MATERIAL PROVIDED
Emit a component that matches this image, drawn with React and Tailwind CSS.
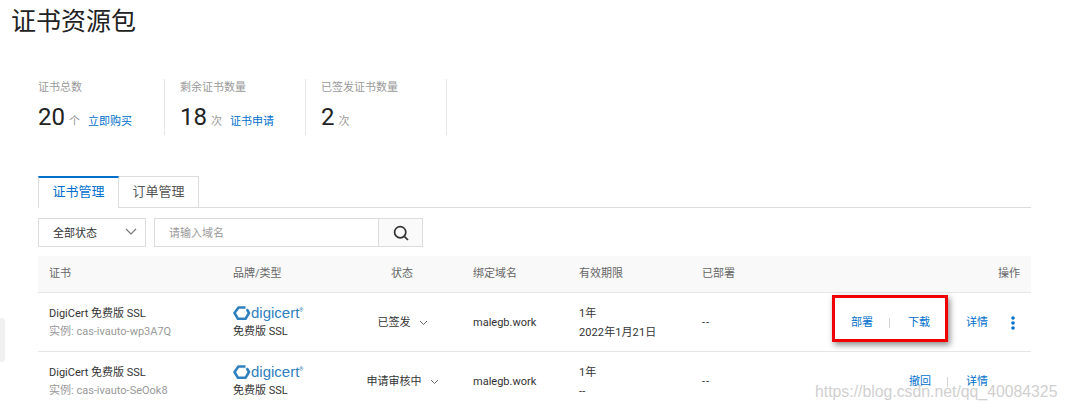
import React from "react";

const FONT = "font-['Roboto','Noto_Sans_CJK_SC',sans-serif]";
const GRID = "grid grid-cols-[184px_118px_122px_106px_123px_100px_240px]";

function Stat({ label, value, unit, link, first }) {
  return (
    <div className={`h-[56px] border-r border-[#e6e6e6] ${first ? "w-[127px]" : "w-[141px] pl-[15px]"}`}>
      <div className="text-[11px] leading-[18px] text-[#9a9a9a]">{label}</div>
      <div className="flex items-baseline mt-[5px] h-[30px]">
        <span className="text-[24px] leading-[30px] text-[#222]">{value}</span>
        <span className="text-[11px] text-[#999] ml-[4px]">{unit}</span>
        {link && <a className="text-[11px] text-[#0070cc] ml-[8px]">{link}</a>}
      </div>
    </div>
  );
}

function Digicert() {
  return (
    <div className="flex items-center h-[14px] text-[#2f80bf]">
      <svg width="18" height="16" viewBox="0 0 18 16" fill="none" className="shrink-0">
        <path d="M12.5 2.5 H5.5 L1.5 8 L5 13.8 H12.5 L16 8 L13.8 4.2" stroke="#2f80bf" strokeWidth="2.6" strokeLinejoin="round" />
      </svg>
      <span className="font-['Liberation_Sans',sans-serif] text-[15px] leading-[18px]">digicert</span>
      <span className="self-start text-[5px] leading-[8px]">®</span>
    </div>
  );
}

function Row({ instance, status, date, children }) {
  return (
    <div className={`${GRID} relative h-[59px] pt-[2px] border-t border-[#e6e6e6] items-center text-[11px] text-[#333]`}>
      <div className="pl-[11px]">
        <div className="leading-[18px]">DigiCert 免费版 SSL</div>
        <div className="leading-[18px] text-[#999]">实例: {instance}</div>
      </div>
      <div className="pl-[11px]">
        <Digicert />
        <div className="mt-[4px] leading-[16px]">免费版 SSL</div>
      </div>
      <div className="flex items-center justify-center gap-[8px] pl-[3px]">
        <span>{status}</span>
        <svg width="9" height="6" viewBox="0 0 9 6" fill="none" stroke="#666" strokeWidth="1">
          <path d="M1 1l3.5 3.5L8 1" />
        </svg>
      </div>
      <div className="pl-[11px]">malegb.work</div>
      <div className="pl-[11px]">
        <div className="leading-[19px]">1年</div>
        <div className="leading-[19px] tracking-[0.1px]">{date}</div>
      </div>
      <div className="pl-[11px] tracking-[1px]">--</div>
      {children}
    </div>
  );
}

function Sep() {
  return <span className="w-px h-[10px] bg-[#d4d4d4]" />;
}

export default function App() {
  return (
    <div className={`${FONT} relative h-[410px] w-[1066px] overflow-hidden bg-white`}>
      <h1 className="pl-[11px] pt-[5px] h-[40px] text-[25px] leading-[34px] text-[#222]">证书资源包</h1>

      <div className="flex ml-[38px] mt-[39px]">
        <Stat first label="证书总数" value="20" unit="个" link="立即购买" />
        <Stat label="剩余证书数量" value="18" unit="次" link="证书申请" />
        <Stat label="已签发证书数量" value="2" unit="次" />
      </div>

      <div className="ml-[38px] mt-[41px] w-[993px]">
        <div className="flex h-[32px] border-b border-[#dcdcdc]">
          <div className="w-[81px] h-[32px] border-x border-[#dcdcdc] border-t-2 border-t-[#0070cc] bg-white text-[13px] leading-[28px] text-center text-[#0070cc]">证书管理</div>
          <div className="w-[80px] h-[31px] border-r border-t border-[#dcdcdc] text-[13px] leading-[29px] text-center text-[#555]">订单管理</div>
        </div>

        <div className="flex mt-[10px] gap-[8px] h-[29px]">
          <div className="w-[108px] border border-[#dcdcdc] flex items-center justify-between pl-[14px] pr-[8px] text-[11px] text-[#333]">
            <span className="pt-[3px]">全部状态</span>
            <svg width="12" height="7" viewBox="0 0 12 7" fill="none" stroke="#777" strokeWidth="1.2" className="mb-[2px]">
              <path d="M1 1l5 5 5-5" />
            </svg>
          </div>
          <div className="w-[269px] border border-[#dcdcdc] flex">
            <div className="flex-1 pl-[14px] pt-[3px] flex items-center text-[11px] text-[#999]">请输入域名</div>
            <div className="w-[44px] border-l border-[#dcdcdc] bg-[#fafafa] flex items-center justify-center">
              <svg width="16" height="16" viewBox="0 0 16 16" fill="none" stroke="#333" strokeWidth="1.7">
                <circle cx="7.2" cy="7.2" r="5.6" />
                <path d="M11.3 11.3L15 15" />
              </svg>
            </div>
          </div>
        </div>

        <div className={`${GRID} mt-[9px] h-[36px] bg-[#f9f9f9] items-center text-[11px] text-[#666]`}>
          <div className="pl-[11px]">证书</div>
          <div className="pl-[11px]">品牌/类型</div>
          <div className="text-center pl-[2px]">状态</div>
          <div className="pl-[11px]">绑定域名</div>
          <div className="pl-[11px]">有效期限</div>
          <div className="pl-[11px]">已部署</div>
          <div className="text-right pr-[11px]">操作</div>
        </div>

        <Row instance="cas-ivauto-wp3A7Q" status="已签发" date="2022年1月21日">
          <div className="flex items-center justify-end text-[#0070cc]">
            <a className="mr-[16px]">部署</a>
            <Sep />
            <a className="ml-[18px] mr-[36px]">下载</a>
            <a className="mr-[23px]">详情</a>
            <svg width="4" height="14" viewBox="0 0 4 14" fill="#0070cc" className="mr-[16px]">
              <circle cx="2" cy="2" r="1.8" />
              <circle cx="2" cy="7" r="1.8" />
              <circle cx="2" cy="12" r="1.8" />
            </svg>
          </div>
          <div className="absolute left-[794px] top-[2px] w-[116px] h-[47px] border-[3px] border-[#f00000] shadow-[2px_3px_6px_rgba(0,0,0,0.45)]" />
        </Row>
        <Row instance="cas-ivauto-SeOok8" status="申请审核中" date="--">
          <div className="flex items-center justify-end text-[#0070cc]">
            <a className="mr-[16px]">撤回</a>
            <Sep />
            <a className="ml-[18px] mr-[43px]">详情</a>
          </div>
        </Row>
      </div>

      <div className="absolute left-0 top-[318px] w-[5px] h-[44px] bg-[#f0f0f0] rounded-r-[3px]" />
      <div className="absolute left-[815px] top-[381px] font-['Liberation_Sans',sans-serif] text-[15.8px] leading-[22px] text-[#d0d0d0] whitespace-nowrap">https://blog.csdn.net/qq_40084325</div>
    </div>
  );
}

WHAT THE TASK REQUIRES
Extract every line of the data exactly; pictures stay out.

WRITTEN ANSWER
Emit a component that matches this image, drawn with React and Tailwind CSS.
import React from "react";

const FONT = "font-['Roboto','Noto_Sans_CJK_SC',sans-serif]";
const GRID = "grid grid-cols-[184px_118px_122px_106px_123px_100px_240px]";

function Stat({ label, value, unit, link, first }) {
  return (
    <div className={`h-[56px] border-r border-[#e6e6e6] ${first ? "w-[127px]" : "w-[141px] pl-[15px]"}`}>
      <div className="text-[11px] leading-[18px] text-[#9a9a9a]">{label}</div>
      <div className="flex items-baseline mt-[5px] h-[30px]">
        <span className="text-[24px] leading-[30px] text-[#222]">{value}</span>
        <span className="text-[11px] text-[#999] ml-[4px]">{unit}</span>
        {link && <a className="text-[11px] text-[#0070cc] ml-[8px]">{link}</a>}
      </div>
    </div>
  );
}

function Digicert() {
  return (
    <div className="flex items-center h-[14px] text-[#2f80bf]">
      <svg width="18" height="16" viewBox="0 0 18 16" fill="none" className="shrink-0">
        <path d="M12.5 2.5 H5.5 L1.5 8 L5 13.8 H12.5 L16 8 L13.8 4.2" stroke="#2f80bf" strokeWidth="2.6" strokeLinejoin="round" />
      </svg>
      <span className="font-['Liberation_Sans',sans-serif] text-[15px] leading-[18px]">digicert</span>
      <span className="self-start text-[5px] leading-[8px]">®</span>
    </div>
  );
}

function Row({ instance, status, date, children }) {
  return (
    <div className={`${GRID} relative h-[59px] pt-[2px] border-t border-[#e6e6e6] items-center text-[11px] text-[#333]`}>
      <div className="pl-[11px]">
        <div className="leading-[18px]">DigiCert 免费版 SSL</div>
        <div className="leading-[18px] text-[#999]">实例: {instance}</div>
      </div>
      <div className="pl-[11px]">
        <Digicert />
        <div className="mt-[4px] leading-[16px]">免费版 SSL</div>
      </div>
      <div className="flex items-center justify-center gap-[8px] pl-[3px]">
        <span>{status}</span>
        <svg width="9" height="6" viewBox="0 0 9 6" fill="none" stroke="#666" strokeWidth="1">
          <path d="M1 1l3.5 3.5L8 1" />
        </svg>
      </div>
      <div className="pl-[11px]">malegb.work</div>
      <div className="pl-[11px]">
        <div className="leading-[19px]">1年</div>
        <div className="leading-[19px] tracking-[0.1px]">{date}</div>
      </div>
      <div className="pl-[11px] tracking-[1px]">--</div>
      {children}
    </div>
  );
}

function Sep() {
  return <span className="w-px h-[10px] bg-[#d4d4d4]" />;
}

export default function App() {
  return (
    <div className={`${FONT} relative h-[410px] w-[1066px] overflow-hidden bg-white`}>
      <h1 className="pl-[11px] pt-[5px] h-[40px] text-[25px] leading-[34px] text-[#222]">证书资源包</h1>

      <div className="flex ml-[38px] mt-[39px]">
        <Stat first label="证书总数" value="20" unit="个" link="立即购买" />
        <Stat label="剩余证书数量" value="18" unit="次" link="证书申请" />
        <Stat label="已签发证书数量" value="2" unit="次" />
      </div>

      <div className="ml-[38px] mt-[41px] w-[993px]">
        <div className="flex h-[32px] border-b border-[#dcdcdc]">
          <div className="w-[81px] h-[32px] border-x border-[#dcdcdc] border-t-2 border-t-[#0070cc] bg-white text-[13px] leading-[28px] text-center text-[#0070cc]">证书管理</div>
          <div className="w-[80px] h-[31px] border-r border-t border-[#dcdcdc] text-[13px] leading-[29px] text-center text-[#555]">订单管理</div>
        </div>

        <div className="flex mt-[10px] gap-[8px] h-[29px]">
          <div className="w-[108px] border border-[#dcdcdc] flex items-center justify-between pl-[14px] pr-[8px] text-[11px] text-[#333]">
            <span className="pt-[3px]">全部状态</span>
            <svg width="12" height="7" viewBox="0 0 12 7" fill="none" stroke="#777" strokeWidth="1.2" className="mb-[2px]">
              <path d="M1 1l5 5 5-5" />
            </svg>
          </div>
          <div className="w-[269px] border border-[#dcdcdc] flex">
            <div className="flex-1 pl-[14px] pt-[3px] flex items-center text-[11px] text-[#999]">请输入域名</div>
            <div className="w-[44px] border-l border-[#dcdcdc] bg-[#fafafa] flex items-center justify-center">
              <svg width="16" height="16" viewBox="0 0 16 16" fill="none" stroke="#333" strokeWidth="1.7">
                <circle cx="7.2" cy="7.2" r="5.6" />
                <path d="M11.3 11.3L15 15" />
              </svg>
            </div>
          </div>
        </div>

        <div className={`${GRID} mt-[9px] h-[36px] bg-[#f9f9f9] items-center text-[11px] text-[#666]`}>
          <div className="pl-[11px]">证书</div>
          <div className="pl-[11px]">品牌/类型</div>
          <div className="text-center pl-[2px]">状态</div>
          <div className="pl-[11px]">绑定域名</div>
          <div className="pl-[11px]">有效期限</div>
          <div className="pl-[11px]">已部署</div>
          <div className="text-right pr-[11px]">操作</div>
        </div>

        <Row instance="cas-ivauto-wp3A7Q" status="已签发" date="2022年1月21日">
          <div className="flex items-center justify-end text-[#0070cc]">
            <a className="mr-[16px]">部署</a>
            <Sep />
            <a className="ml-[18px] mr-[36px]">下载</a>
            <a className="mr-[23px]">详情</a>
            <svg width="4" height="14" viewBox="0 0 4 14" fill="#0070cc" className="mr-[16px]">
              <circle cx="2" cy="2" r="1.8" />
              <circle cx="2" cy="7" r="1.8" />
              <circle cx="2" cy="12" r="1.8" />
            </svg>
          </div>
          <div className="absolute left-[794px] top-[2px] w-[116px] h-[47px] border-[3px] border-[#f00000] shadow-[2px_3px_6px_rgba(0,0,0,0.45)]" />
        </Row>
        <Row instance="cas-ivauto-SeOok8" status="申请审核中" date="--">
          <div className="flex items-center justify-end text-[#0070cc]">
            <a className="mr-[16px]">撤回</a>
            <Sep />
            <a className="ml-[18px] mr-[43px]">详情</a>
          </div>
        </Row>
      </div>

      <div className="absolute left-0 top-[318px] w-[5px] h-[44px] bg-[#f0f0f0] rounded-r-[3px]" />
      <div className="absolute left-[815px] top-[381px] font-['Liberation_Sans',sans-serif] text-[15.8px] leading-[22px] text-[#d0d0d0] whitespace-nowrap">https://blog.csdn.net/qq_40084325</div>
    </div>
  );
}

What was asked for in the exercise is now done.